EXERCISE GOAL:
Scan the data below for the string "image". Copy every line where it appears.

# start of DATA EXTRACT

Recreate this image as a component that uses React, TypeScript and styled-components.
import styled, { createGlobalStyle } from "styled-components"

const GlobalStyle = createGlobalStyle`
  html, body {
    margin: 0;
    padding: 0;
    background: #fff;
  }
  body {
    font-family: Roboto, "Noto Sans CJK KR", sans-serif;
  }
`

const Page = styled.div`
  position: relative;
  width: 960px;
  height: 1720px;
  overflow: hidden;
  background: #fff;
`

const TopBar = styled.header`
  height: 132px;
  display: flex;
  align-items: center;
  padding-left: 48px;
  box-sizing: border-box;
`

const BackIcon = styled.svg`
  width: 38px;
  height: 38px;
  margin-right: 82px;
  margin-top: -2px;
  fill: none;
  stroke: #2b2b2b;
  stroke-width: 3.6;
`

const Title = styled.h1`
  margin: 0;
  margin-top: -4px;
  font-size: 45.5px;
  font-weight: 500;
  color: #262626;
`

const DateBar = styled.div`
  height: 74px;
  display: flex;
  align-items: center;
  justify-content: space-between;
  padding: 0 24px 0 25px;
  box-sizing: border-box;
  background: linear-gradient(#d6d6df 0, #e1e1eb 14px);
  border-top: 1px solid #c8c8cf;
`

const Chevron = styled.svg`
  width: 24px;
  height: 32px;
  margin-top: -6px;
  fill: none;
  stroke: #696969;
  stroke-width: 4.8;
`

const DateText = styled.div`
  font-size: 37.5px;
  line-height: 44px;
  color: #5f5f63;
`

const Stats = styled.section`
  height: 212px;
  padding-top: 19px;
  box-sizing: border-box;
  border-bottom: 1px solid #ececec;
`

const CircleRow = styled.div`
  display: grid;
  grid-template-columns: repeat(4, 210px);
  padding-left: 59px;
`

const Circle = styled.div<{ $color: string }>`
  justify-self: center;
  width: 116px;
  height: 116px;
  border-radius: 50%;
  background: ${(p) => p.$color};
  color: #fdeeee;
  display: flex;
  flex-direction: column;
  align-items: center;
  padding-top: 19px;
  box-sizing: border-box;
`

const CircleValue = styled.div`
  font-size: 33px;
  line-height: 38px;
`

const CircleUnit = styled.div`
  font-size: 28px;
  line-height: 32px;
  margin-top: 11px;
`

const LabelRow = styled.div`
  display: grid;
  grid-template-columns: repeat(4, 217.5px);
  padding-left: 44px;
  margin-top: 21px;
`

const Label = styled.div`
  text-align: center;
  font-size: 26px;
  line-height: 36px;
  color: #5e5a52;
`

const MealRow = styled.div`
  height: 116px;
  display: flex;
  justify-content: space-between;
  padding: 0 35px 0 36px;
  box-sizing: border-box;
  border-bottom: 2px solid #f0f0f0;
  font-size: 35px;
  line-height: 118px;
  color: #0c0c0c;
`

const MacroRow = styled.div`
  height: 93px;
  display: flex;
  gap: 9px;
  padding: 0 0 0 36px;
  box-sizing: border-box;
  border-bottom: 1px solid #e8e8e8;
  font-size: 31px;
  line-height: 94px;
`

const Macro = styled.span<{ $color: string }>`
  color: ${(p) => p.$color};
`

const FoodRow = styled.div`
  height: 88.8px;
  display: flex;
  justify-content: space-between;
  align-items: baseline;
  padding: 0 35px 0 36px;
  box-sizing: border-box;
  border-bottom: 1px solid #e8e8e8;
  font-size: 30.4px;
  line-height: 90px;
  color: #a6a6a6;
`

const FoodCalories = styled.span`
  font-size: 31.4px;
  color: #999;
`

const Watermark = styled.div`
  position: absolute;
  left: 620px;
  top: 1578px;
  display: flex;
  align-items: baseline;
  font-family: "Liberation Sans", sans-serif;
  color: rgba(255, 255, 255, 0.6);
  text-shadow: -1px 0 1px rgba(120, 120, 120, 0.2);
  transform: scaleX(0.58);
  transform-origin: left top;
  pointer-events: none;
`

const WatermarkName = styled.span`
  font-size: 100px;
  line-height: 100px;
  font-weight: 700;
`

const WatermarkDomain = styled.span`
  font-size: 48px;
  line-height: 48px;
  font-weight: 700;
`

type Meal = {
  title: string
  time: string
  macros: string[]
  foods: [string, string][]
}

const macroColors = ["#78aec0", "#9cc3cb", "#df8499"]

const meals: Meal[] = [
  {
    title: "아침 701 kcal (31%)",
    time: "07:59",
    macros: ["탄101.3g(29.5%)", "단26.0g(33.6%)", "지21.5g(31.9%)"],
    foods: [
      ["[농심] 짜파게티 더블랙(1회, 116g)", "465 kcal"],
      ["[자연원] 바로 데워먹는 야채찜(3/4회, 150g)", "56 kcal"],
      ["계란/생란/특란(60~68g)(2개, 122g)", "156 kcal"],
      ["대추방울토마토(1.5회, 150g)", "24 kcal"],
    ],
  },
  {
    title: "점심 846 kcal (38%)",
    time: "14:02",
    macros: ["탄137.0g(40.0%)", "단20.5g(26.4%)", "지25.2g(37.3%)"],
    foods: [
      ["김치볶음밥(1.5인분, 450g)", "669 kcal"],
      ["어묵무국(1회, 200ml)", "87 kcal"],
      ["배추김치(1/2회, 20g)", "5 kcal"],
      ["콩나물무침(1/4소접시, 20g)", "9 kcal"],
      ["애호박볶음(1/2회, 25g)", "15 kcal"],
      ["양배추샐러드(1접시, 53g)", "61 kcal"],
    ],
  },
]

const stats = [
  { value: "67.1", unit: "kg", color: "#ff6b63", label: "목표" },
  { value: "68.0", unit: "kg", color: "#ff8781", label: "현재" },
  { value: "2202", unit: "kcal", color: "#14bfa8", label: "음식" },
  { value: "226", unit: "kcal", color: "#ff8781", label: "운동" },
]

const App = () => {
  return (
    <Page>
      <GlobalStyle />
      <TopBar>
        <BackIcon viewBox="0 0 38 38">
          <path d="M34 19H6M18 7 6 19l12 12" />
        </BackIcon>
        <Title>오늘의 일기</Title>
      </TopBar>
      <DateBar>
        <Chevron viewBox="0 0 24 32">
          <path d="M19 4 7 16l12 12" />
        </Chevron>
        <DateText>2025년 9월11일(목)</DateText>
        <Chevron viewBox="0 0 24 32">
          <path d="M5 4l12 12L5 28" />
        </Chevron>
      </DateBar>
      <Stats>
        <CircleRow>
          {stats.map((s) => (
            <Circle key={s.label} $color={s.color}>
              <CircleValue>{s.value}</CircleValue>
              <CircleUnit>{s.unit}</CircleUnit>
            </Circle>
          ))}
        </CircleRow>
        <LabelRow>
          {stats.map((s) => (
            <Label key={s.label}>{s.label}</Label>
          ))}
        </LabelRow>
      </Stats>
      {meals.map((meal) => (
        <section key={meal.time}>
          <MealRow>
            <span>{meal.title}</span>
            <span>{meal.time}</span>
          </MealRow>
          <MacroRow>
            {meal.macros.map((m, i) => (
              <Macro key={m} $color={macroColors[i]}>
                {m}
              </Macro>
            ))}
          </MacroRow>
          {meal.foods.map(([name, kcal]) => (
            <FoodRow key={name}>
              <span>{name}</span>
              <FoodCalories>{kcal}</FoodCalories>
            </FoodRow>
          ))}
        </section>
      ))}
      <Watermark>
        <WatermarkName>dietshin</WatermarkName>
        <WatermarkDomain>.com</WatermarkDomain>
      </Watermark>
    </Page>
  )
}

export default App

# end of DATA EXTRACT
# start of DATA EXTRACT

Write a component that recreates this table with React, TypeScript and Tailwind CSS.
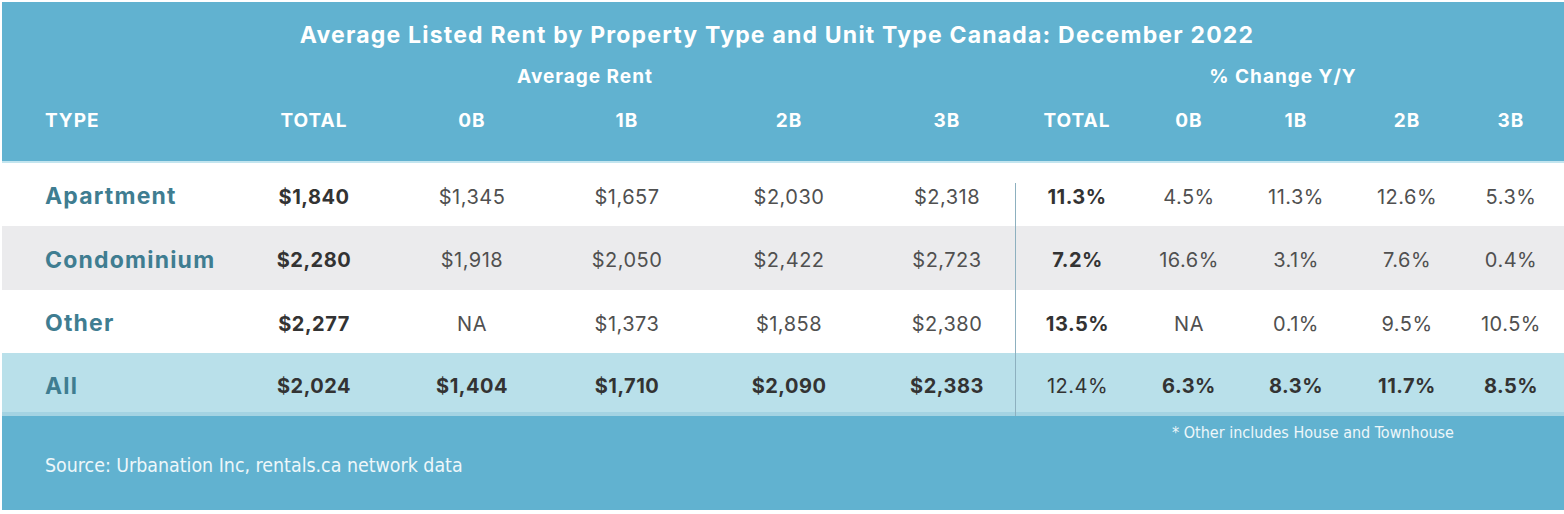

# end of DATA EXTRACT
# start of DATA EXTRACT

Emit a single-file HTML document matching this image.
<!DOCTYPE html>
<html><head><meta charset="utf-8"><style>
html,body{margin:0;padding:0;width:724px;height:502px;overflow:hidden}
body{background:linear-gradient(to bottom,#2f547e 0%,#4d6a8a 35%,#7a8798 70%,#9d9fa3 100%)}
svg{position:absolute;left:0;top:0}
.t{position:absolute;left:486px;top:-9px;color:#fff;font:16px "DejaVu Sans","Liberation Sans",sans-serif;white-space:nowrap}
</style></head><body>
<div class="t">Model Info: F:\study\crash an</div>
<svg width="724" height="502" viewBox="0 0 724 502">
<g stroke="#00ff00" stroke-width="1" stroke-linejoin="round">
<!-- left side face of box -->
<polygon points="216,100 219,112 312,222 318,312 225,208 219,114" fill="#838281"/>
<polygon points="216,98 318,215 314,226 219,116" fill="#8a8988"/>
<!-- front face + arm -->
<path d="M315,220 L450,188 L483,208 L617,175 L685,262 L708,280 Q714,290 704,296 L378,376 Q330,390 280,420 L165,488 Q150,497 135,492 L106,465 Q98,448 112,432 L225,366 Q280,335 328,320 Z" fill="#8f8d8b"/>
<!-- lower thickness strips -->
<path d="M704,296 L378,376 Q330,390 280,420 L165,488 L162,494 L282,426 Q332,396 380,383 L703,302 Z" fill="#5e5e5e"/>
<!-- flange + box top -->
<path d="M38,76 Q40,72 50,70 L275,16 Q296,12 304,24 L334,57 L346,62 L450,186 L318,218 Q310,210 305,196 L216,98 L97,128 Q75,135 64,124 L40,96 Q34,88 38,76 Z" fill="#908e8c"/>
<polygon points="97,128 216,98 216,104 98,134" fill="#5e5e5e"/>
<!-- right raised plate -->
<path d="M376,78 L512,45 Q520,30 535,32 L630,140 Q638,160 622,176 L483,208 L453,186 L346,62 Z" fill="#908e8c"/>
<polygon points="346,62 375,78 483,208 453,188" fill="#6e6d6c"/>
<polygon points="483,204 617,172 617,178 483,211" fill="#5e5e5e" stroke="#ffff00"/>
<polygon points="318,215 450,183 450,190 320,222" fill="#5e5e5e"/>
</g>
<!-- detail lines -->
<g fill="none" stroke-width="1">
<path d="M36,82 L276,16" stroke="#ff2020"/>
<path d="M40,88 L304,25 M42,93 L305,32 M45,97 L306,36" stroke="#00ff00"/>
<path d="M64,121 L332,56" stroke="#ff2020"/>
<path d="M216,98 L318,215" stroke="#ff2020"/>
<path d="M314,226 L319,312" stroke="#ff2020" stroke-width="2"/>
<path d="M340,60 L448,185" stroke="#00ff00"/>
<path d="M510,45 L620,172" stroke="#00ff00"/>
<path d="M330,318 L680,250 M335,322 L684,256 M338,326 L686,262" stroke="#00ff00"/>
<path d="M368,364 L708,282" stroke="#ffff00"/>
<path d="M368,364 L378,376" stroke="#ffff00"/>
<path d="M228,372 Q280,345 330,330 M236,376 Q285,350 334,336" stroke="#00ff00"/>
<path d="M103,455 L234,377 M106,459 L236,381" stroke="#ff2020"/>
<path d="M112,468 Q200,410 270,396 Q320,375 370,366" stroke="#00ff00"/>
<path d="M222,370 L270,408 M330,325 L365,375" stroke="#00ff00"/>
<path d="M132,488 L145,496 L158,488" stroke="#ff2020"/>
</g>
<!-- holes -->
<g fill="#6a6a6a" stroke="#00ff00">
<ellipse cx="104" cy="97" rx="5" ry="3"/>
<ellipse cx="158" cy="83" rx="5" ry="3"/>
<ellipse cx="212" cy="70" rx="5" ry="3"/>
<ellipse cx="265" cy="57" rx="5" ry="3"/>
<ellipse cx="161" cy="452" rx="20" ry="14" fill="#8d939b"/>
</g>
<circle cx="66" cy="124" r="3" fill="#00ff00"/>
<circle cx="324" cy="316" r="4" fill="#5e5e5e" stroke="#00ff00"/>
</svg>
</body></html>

# end of DATA EXTRACT

TASK RESPONSE:
Recreate this image as a component that uses React, TypeScript and styled-components.
Emit a single-file HTML document matching this image.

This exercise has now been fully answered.